The better solution: Here again, embedding your reconciliation tool inside your ERP is the optimal approach. Embedded tools simply adopt the existing authorizations and controls already established in your ERP. Any time the ERP controls are updated, it flows immediately and automatically to your embedded tools. No need to maintain a second set of authorizations, no need for extra security measures since it lives safely within your ERP.

  1. Middleware increases vulnerability to fraud. IT teams are allergic to new software for a reason: it means they are now responsible for keeping the system and the data it holds safe. Adding another link in the chain of data custody invites cybersecurity attacks on the highly sensitive information of reconciliation.

The better solution: Account reconciliation solutions that live inside your ERP are safe behind the existing firewall that your IT team has already painstakingly built. IT teams are also much more likely to sign off on these types of solutions because they consolidate systems and enables your ERP to do more – increasing the value of your ERP – rather than detracting from it.

Fraud risk in embedded vs. legacy reconciliation tools

  1. Buying a bread truck when you need a breadbasket. The era of one-size-fits-all platforms is a relic of the past.  With finance team resources and budget already tight, there’s nothing more painful than paying for functionality you won’t use and don’t need. Several of the most common reconciliation offerings come with more features than most companies actually need, yet they won’t allow you to de-couple the capabilities important to your use cases – leaving finance teams in a tough spot: pay for more than they need or continue their existing inefficient processes.

The better solution: As the pendulum of technology corrects itself away from one-size-fits-all behemoths, Lego stacks of specialized apps have emerged as the better way to serve reconciliation needs. A simple solution for a simple, yet time-consuming, process.

As you’re shopping for the right fit to solve your reconciliation challenges, keep in mind these 7 points. But most of all, avoid the #1 most common mistake that companies make when automating their reconciliation.

Learn how to close the book on manual reconciliation and accelerate the process

The #1 Most Common Mistake Companies Make when Automating Reconciliation: Don’t just automate, accelerate the reconciliation process.

The search for account reconciliation software is not for the faint of heart. Though you may follow all the recommended best practices  and cover every last detail, you can easily miss the forest from the trees, because the most common mistake is having a goal of only to automate reconciliation. In 2022, the goal for reconciliation should not be to simply automate.

Today’s technology is plenty advanced to go beyond automation and speed up the entire process from start to finish. Yet too many companies make the mistake of aiming just for automation because they aren’t aware that both automation and speed can be achieved, one in the same.

What are the benefits of automating and accelerating the process?

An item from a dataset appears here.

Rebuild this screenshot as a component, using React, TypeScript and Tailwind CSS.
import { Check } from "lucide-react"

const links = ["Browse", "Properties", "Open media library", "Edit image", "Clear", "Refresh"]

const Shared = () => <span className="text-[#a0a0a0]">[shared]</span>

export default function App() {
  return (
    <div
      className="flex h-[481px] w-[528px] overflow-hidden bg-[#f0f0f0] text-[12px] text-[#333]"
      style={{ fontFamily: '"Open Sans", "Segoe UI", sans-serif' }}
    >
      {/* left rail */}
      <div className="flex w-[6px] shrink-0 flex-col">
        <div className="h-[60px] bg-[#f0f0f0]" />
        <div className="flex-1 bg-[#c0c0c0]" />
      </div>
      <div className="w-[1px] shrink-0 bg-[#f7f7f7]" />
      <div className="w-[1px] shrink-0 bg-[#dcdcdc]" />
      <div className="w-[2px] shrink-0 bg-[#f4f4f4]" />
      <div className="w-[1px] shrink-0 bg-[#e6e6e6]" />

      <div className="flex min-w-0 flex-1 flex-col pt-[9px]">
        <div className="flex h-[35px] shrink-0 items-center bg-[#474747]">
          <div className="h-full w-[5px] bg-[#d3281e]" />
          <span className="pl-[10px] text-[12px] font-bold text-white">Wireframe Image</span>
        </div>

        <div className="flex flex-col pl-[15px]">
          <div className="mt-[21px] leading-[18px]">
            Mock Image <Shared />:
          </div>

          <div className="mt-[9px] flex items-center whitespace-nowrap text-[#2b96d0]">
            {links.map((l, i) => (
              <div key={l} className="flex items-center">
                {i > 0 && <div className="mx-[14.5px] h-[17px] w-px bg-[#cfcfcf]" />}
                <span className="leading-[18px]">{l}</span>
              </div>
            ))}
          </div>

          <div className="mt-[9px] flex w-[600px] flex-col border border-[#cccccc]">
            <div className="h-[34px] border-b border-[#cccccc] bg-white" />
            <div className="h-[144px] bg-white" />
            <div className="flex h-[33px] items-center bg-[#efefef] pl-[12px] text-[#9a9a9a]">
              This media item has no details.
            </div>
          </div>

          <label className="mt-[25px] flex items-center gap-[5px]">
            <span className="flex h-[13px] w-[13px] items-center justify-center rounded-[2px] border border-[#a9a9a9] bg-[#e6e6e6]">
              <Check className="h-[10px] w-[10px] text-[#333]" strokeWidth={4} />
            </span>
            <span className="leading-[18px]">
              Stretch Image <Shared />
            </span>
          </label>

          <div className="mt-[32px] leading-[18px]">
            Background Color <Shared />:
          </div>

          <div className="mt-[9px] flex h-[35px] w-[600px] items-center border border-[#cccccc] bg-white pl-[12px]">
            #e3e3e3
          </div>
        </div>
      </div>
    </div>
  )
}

The promised benefits of automated reconciliation are known to most finance professionals. All kinds of reconciliation software will promise to reduce the number of hours spent on this important yet mundane task. But as we’ve discussed, most of the options on the market today come accompanied by extra manual work, increased exposure to fraud, add new maintenance needs to teams that are already stretched thin, require endless lists of rules or they over-solve your problem.

 

When your goal is to automate and accelerate the process, you can reconcile transactions in real-time, instantly.  Clearing open items in real-time achieves complete reconciliation accounting and means your company can close the books significantly faster. All of this also allows for credit limits to be freed up as payments are received, deliveries released and more sales orders to be taken. What would closing the books faster mean for your company?

How can you achieve automation and acceleration?

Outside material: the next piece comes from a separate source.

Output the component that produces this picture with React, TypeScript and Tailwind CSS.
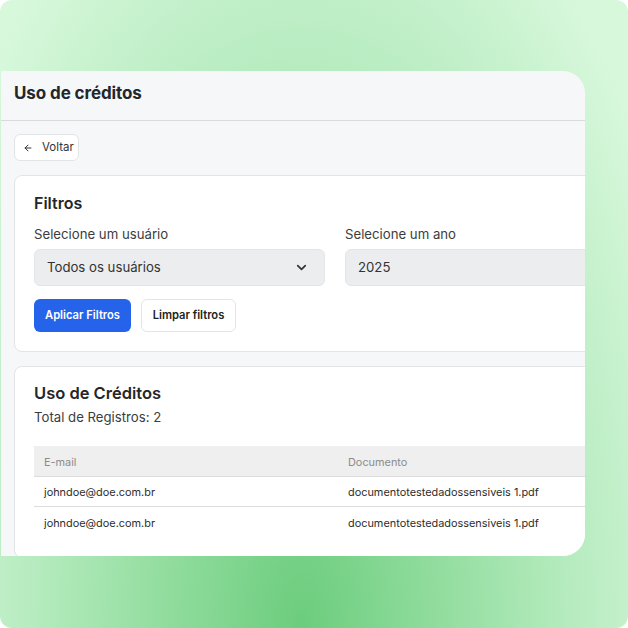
import { ArrowLeft, ChevronDown } from "lucide-react";

const rows = [
  { email: "johndoe@doe.com.br", doc: "documentotestedadossensiveis 1.pdf" },
  { email: "johndoe@doe.com.br", doc: "documentotestedadossensiveis 1.pdf" },
];

export default function App() {
  return (
    <div className="w-[628px] h-[628px] bg-white font-['Inter',sans-serif] text-[#23272a]">
      <div className="h-full rounded-[12px] overflow-hidden pt-[71px] pl-px bg-[radial-gradient(ellipse_66%_135%_at_48%_100%,#6ccd7d_0%,#8edb9b_30%,#b5ebbe_64%,#d8f8dc_100%)]">
        {/* Painel */}
        <div className="w-[584px] h-[485px] bg-[#f6f7f9] rounded-r-[22px] overflow-hidden">
          <div className="h-[50px] border-b border-[#dadbde] px-[13px] pb-[3px] flex items-center">
            <h1 className="text-[17px] font-bold tracking-[-0.1px]">Uso de créditos</h1>
          </div>

          <div className="w-[700px] px-[13px] pt-[13px] flex flex-col items-start gap-[14px]">
            {/* Voltar */}
            <button className="h-[27px] w-[65px] pl-[8px] flex items-center gap-[9px] bg-white border border-[#e3e4e6] rounded-md text-[11.5px] text-[#333]">
              <ArrowLeft size={10} strokeWidth={2.4} />
              Voltar
            </button>

            {/* Filtros */}
            <div className="w-[642px] bg-white border border-[#e3e4e6] rounded-lg px-[19px] pt-[15px] pb-[19px]">
              <h2 className="text-[16px] leading-6 font-semibold">Filtros</h2>
              <div className="grid grid-cols-2 gap-[20px] mt-[9px]">
                <div>
                  <div className="text-[13.2px] leading-5 text-[#3a3d40]">Selecione um usuário</div>
                  <div className="mt-[5px] h-[37px] bg-[#ecedee] border border-[#e4e5e7] rounded-md px-[12px] flex items-center justify-between text-[13.2px] text-[#333]">
                    Todos os usuários
                    <ChevronDown size={15} strokeWidth={2.75} className="mr-[3px]" />
                  </div>
                </div>
                <div>
                  <div className="text-[13.2px] leading-5 text-[#3a3d40]">Selecione um ano</div>
                  <div className="mt-[5px] h-[37px] bg-[#ecedee] border border-[#e4e5e7] rounded-md px-[12px] flex items-center text-[13.2px] text-[#333]">
                    2025
                  </div>
                </div>
              </div>
              <div className="flex gap-[10px] mt-[13px]">
                <button className="h-[33px] w-[97px] bg-[#2563eb] text-white rounded-md text-[11.2px] font-semibold">
                  Aplicar Filtros
                </button>
                <button className="h-[33px] w-[95px] bg-white border border-[#e3e4e6] rounded-md text-[11.2px] font-semibold text-[#222]">
                  Limpar filtros
                </button>
              </div>
            </div>

            {/* Resultado */}
            <div className="w-[642px] bg-white border border-[#e3e4e6] rounded-lg px-[19px] pt-[14px] pb-[20px]">
              <h2 className="text-[16.5px] leading-6 font-semibold">Uso de Créditos</h2>
              <div className="text-[13.2px] leading-5 text-[#3a3d40] mt-[2px]">Total de Registros: 2</div>
              <div className="mt-[19px] text-[10.9px]">
                <div className="grid grid-cols-[304px_1fr] h-[31px] bg-[#efefef] border-b border-[#dcdcdc] items-center text-[#8c8c8c] pt-[2px]">
                  <div className="pl-[10px]">E-mail</div>
                  <div className="pl-[10px]">Documento</div>
                </div>
                {rows.map((r, i) => (
                  <div
                    key={i}
                    className={`grid grid-cols-[304px_1fr] h-[30px] items-center text-[#2d2d2d] pt-[2px] ${
                      i < rows.length - 1 ? "border-b border-[#dcdcdc]" : ""
                    }`}
                  >
                    <div className="pl-[10px]">{r.email}</div>
                    <div className="pl-[10px]">{r.doc}</div>
                  </div>
                ))}
              </div>
            </div>
          </div>
        </div>
      </div>
    </div>
  );
}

The essential ingredients to achieving automated and accelerated reconciliation are:

  1. Receiving bank data in real-time. The only way to obtain bank data in real-time is via bank API connectivity. Most companies will tell you “bank APIs are just not there yet.” But in reality, most banks’ corporate APIs are already in use, or the bank is actively building APIs to comply with open banking regulations. View a list of banks whose transaction APIs are live with clients via the Bank API Catalog. Without bank API connectivity, you are at the mercy of your bank’s schedule – working from stale data means your reconciliation process always starts on the back foot. With real-time bank data, your system can be reconciling transactions while you sleep.
  2. A tool that embeds inside your ERP. Integrations do not go far enough – seek out a tool that is native to your ERP. Because integrations always have limits, these workaround connections cannot access the ocean of all the data in your ERP. Without access to all your ERP data, accuracy and speed are both reduced. Apps that are embedded inside your company’s system of record are superior because they live inside the four walls of your ERP and as such, have total access to your ERP data.
  3. Not just AI, machine learning, too. Any automated reconciliation offering will have a matching mechanism that’s powered by some form of artificial intelligence. But if the matching engine doesn’t also learn from how your team resolves exceptions, applying those learnings to future matching processes, you are leaving the opportunity to accelerate your reconciliation on the table. Evaluate solutions that offer smart matching techniques and a system that learns from you as you go along.
  4. Automatic exception grouping. To escape the monthly hamster wheel and take steps to decrease the overall number of exceptions, hunt for reconciliation software that groups exceptions by reason. This analysis can be done automatically which allows you to prioritize fixing the most common exception culprits and reduce the overall quantity of exceptions – resulting in – you guessed it, a faster reconciliation process.

 

The bottom line for Treasury is that reconciliation doesn’t have to be the dreaded time-consuming manual process many feel it is. By implementing an integrated reconciliation solution that automates and accelerates operational activities with a direct data connection between your ERP and banks, treasurers can achieve a real-time reconciliation process that eliminates data lag times, streamlines data entry, lowers fraud risk, and achieves a higher level of data accuracy and more quickly– all at a lower cost. Before you begin your search for the ideal reconciliation tool, be sure your goal is building for the future, not for yesterday.